We also have another plant under development which we expect to start injecting into the distribution network next summer: the Vila-Sana plant on the outskirts of Lleida. In this case, the biomethane is obtained from agriculture or livestock waste, which will contribute to the development of the local economy and the circular economy.
Mixed Renewable Gas Unit
Other projects that inject into our distribution network
Livestock waste from the Torre Santamaría farm (Balaguer, Lleida) is converted into biomethane in this plant and then injected into the network of Nedgia, our gas distributor. This project was made possible by Spain’s first long-term biomethane sale agreement, signed by Torre Santamaría with Axpo Iberia.
Project in Galicia with Repsol and Reganosa to transform surplus slurry (cattle, pig and poultry) and other organic waste from this Autonomous Community into biomethane, with the aim of producing renewable gas to cover 7% of demand for gas in Galicia.
Project in the Valencia Region carried out with Enagás and Genia to obtain biomethane from waste rice straw, offering a solution to the environmental problems caused when this waste is burned.
We are paying close attention to the reconversion of our coal fired thermal power plants in Just Transition areas to develop hydrogen, a clear example of how the energy transition is making it possible to generate new opportunities in areas that have been affected by the changing energy model.

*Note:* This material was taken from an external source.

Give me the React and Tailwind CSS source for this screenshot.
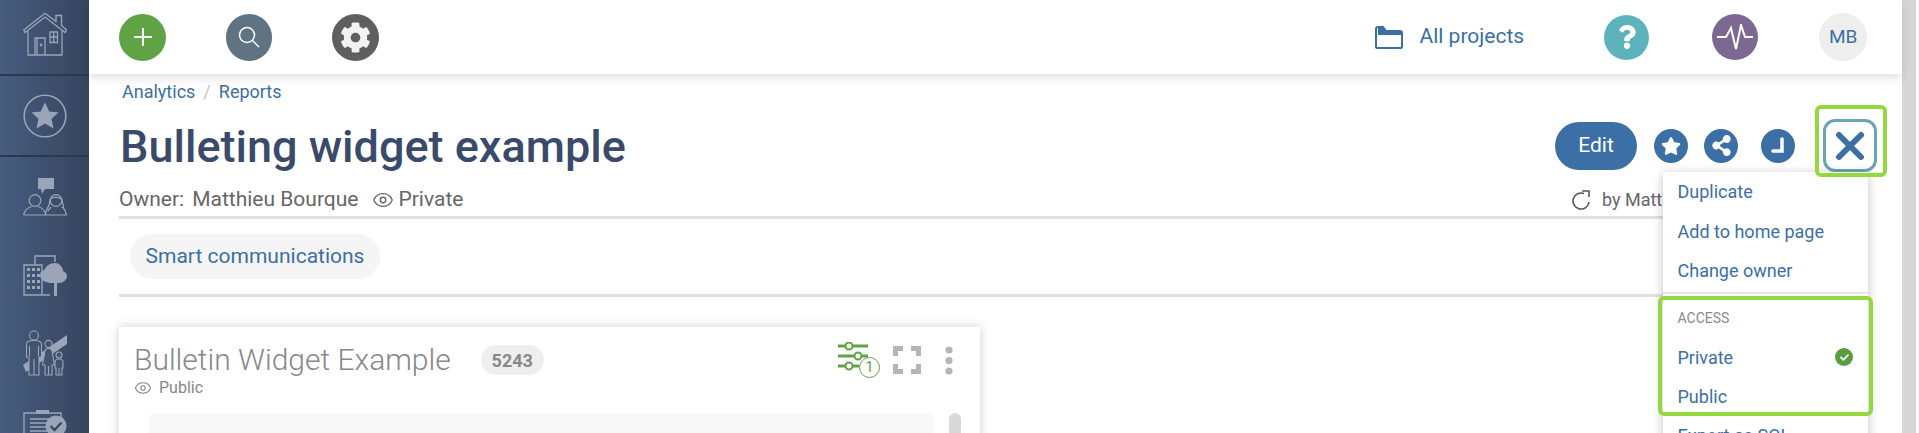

One example of this is our partnership with Repsol and Reganosa to develop a renewable hydrogen hub in Galicia. The project entails installing an electrolysis plant powered with 100% renewable energy on land once occupied by the Meirama thermal power plant in the town of Cerceda (A Coruña).
In this regard, the company will work in collaboration with Enagás in León to create the largest green hydrogen plant in Spain, with the aim of producing approximately 9,000 tonnes of renewable hydrogen every year from a 400 MW photovoltaic power plant and an electrolyser with power of up to 60 MW to cover local consumption, to be injected into the gas network and possibly exported to north-western Europe in the future.
The Catalina Project, which is being developed by a consortium made up of Copenhagen Infrastructure Partners, Naturgy, Enagás, Fertiberia and Vestas is also noteworthy. Catalina is a pioneering project at a global level for the production of green hydrogen and ammonia which will connect the excellent renewable resources in Aragón with industrial consumption centres on the eastern coast of Spain through a sustainable infrastructure.
Renewable hydrogen hub of up to 200 MW in Meirama
Meirama Meirama will house the future Galician renewable hydrogen production hub. The project entails installing an electrolysis plant powered with 100% renewable energy on land once occupied by the Meirama thermal power plant in the town of Cerceda (A Coruña).
The second phase of the Renewable Gas Mixed Unit research project will be carried out on other renewable gases such as green hydrogen and bio-syngas to assess the impact they have on current infrastructures and end consumers.